Today, operational history is a field of living frameworks rather than a single orthodoxy. The War and Society School, Cultural Military History, and Global Military History are the most active and influential approaches, each with its own journals, conferences, and canonical works. Marxist Military History continues as a smaller but persistent tradition, especially among historians of labor and imperialism. Deconstructivist Military History remains a critical voice, more often cited for its methodological caution than for its empirical findings. Memory-Oriented Military History has become a thriving subfield of its own, with strong connections to cultural history and public history.
What do these frameworks agree on? Most contemporary historians reject the idea that war can be studied in isolation from its social, cultural, and global contexts. The old operational assumption that campaigns can be analyzed purely in terms of command and tactics has been abandoned by all but a few specialists. There is also broad agreement that war is a gendered phenomenon, that non-Western perspectives matter, and that historians must be reflexive about their sources.

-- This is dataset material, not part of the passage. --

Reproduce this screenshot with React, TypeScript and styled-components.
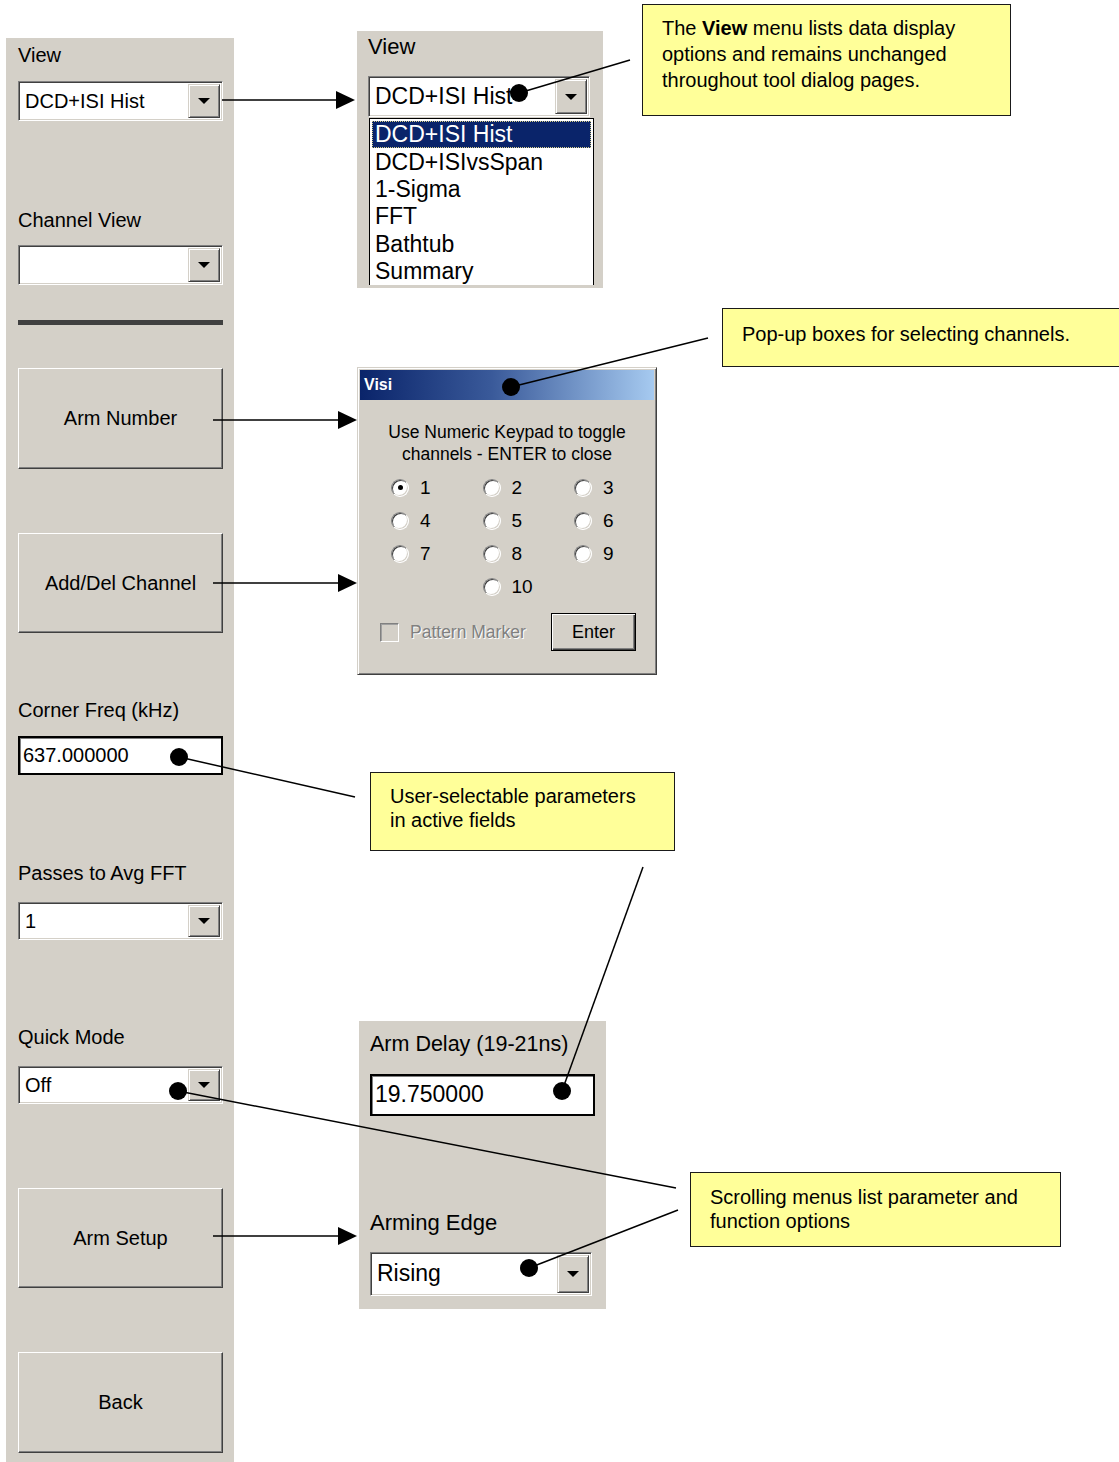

Where they disagree is on the relative weight of different causal factors. War and Society historians tend to privilege social structures and institutions; Cultural Military historians emphasize beliefs and identities; Global Military historians foreground transnational processes and power relations; Marxists insist on the primacy of class and economic forces. These disagreements are not signs of weakness but of a healthy field in which the central question—how are wars won and lost?—has been expanded to include a deeper set of questions: what makes war possible, what gives it meaning, and how does it shape the world long after the fighting stops?